オプティミスティックだというのは、市場を信じてるからじゃなくって、市場参加者が賢いことを信じてるからね。作中に登場するチャットは、なんか 掲示板による疑似チャットのように見えるけれど、やはり匿名参加者のモラルを信頼することが物語の上で重要な要素になってる。
「市場」とはなにか、なぜ必要なのか、本作の中心テーマとも言えるんだけど、最後にその問い掛けに戻ってきて、直接答えられないままに終わってる。そもそも市場ってのは、資源再配分のための仕組みの一つなのね。
資源再配分のシステムとして、これまでいろんなものが考えられてきた。専門的な官僚組織が立案する計画にしたがって配分するというのもあるし、各利益集団を 代表する代議士が議会で議論して配分を決定するというのもある。それに対して、資源の配分を求める参加者が直接間接に市場に参加して競争するのが 市場を中心とする自由主義。それぞれ一長一短あるんだけど、市場を重視しなきゃっていう話が最近多いってのは、間違いを修正するスピードのことを考えてるんだ。 市場は他の方式に比べて明らかに間違いが多い。だけど、間違いに気付いたとき、その修正を行うスピードは一番早い。間違いが大きなほどその変化は ドラスティックだし、経済全体に与える影響も甚大だ。だからそのショックを緩和しなきゃって公共工事とか経済政策が考えられるようになったのが大恐慌以降の話。それが行き詰まるとまた振り子が戻ってくるとこが、歴史の面白さといいましょうか。

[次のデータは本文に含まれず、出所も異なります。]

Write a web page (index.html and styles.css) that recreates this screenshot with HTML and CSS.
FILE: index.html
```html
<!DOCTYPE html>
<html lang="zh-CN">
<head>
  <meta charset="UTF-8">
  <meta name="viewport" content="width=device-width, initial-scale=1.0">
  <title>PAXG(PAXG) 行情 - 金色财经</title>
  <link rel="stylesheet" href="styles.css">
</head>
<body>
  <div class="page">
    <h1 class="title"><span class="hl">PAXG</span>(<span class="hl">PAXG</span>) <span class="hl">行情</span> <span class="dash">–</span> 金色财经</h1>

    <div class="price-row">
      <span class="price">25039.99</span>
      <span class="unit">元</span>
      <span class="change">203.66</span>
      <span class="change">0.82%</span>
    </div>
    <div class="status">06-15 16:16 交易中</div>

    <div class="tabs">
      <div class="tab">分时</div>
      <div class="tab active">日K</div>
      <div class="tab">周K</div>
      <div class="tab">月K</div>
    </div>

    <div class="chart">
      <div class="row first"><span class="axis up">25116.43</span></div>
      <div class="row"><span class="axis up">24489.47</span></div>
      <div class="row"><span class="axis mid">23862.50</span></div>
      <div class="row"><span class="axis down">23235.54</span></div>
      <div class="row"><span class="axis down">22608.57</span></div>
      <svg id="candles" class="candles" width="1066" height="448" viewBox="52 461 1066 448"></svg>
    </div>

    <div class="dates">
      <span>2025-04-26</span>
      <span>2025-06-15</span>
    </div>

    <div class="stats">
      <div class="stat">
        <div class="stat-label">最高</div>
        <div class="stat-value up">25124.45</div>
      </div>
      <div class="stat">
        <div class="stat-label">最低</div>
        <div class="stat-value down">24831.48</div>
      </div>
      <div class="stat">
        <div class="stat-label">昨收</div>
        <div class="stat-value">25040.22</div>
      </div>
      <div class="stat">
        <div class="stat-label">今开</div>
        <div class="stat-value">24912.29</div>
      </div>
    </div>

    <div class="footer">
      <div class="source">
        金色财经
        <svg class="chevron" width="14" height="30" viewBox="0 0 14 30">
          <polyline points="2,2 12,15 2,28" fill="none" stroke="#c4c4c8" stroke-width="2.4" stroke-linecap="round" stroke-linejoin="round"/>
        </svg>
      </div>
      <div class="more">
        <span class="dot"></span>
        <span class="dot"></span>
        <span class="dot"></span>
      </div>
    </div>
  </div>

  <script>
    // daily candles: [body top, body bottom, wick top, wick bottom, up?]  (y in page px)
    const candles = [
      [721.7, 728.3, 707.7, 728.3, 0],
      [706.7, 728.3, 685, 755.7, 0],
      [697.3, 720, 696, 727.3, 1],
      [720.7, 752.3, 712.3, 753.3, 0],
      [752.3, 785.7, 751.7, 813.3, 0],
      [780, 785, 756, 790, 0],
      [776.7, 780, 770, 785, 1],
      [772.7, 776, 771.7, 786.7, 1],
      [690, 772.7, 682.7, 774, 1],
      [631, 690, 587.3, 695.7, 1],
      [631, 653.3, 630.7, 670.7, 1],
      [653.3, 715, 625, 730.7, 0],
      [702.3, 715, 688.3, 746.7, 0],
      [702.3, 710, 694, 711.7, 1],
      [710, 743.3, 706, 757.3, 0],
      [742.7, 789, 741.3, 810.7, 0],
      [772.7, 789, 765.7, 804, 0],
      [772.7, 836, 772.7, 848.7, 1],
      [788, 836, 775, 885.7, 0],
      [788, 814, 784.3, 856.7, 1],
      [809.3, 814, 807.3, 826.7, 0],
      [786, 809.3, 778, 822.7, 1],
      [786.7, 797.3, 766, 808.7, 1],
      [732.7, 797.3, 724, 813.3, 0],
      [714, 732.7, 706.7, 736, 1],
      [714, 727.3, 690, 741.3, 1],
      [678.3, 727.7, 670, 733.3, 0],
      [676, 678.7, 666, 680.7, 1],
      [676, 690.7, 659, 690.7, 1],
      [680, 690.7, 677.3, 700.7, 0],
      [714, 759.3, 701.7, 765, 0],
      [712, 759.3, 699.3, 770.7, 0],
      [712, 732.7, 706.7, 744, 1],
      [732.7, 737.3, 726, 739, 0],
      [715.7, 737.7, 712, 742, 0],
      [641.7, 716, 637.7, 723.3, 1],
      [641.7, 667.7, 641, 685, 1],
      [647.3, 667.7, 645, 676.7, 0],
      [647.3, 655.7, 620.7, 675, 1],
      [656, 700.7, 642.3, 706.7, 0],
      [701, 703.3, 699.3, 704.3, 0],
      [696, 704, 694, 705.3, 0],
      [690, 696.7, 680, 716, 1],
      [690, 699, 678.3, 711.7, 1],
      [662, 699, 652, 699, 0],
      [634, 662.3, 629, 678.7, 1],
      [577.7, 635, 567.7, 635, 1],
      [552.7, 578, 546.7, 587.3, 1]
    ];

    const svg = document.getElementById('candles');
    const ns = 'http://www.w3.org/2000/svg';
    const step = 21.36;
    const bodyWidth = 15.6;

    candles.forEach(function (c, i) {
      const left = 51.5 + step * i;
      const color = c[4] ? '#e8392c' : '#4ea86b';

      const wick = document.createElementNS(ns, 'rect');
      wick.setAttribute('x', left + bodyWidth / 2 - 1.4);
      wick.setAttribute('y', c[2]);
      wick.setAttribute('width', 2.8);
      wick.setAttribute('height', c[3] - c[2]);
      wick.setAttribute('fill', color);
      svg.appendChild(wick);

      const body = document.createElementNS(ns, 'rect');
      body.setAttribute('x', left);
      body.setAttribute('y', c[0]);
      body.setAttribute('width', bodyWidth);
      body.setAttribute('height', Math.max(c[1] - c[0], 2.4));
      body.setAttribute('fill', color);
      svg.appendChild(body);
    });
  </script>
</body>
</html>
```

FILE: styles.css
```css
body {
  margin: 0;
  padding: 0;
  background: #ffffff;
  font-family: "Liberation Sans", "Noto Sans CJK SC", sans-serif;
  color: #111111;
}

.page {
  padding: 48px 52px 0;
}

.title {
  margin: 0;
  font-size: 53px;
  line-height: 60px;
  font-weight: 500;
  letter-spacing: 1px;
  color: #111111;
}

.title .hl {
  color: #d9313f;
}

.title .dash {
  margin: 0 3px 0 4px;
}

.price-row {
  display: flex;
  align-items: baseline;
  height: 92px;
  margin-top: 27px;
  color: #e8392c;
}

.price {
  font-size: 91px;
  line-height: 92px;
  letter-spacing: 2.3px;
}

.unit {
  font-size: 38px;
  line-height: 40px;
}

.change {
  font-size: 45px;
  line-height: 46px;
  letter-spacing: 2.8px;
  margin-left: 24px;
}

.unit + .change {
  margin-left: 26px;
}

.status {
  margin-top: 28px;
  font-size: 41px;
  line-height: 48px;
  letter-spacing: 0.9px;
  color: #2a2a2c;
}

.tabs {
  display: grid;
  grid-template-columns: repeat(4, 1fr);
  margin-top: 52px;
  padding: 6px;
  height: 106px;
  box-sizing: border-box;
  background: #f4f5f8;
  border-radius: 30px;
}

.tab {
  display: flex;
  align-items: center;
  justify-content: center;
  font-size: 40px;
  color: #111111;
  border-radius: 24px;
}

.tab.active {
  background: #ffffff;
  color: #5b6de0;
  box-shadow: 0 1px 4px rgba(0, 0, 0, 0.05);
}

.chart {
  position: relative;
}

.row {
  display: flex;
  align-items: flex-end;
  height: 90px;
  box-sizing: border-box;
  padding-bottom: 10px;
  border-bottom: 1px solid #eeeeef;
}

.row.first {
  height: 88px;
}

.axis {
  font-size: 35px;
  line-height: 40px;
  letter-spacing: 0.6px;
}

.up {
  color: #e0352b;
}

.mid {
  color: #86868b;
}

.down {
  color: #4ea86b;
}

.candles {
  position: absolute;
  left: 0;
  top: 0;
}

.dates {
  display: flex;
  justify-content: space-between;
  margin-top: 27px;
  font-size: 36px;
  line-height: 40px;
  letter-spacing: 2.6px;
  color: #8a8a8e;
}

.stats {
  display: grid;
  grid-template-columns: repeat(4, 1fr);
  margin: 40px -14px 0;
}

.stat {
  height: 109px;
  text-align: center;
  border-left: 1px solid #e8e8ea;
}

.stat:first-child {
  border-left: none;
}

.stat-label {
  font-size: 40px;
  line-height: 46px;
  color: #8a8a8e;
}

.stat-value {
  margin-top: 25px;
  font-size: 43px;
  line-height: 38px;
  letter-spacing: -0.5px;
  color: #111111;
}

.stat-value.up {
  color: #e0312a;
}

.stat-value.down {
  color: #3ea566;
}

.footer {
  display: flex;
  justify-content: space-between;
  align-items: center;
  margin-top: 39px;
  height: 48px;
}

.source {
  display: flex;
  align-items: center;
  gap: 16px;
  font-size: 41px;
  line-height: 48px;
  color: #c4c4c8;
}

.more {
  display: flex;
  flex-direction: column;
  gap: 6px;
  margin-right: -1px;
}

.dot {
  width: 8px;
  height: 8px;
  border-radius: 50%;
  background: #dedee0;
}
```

最後の日本の財政赤字について私見を。日本はとりあえず今んとこ経常黒字だから、日本が借金してる先も日本ってことになる。外国から借金してるわけではないので、最後は増税して国債の元利金を確保するか、元利金をあきらめるかわりに増税もやめるか、選ぶことができる。子孫に借金が残るというけれど、バランスシートを考えれば、借金に見合う財産もあるわけで、整備新幹線だとか廃虚みたいなテーマパークとかいろいろ資産も残せるわけだ。多分今の日本の人口の2割か3割くらいの人は子孫が背負う借金で食べてる筈だから、そういう人はやっぱ自分がなにを借りてなにを返すのか考えたがいいと思うぞ。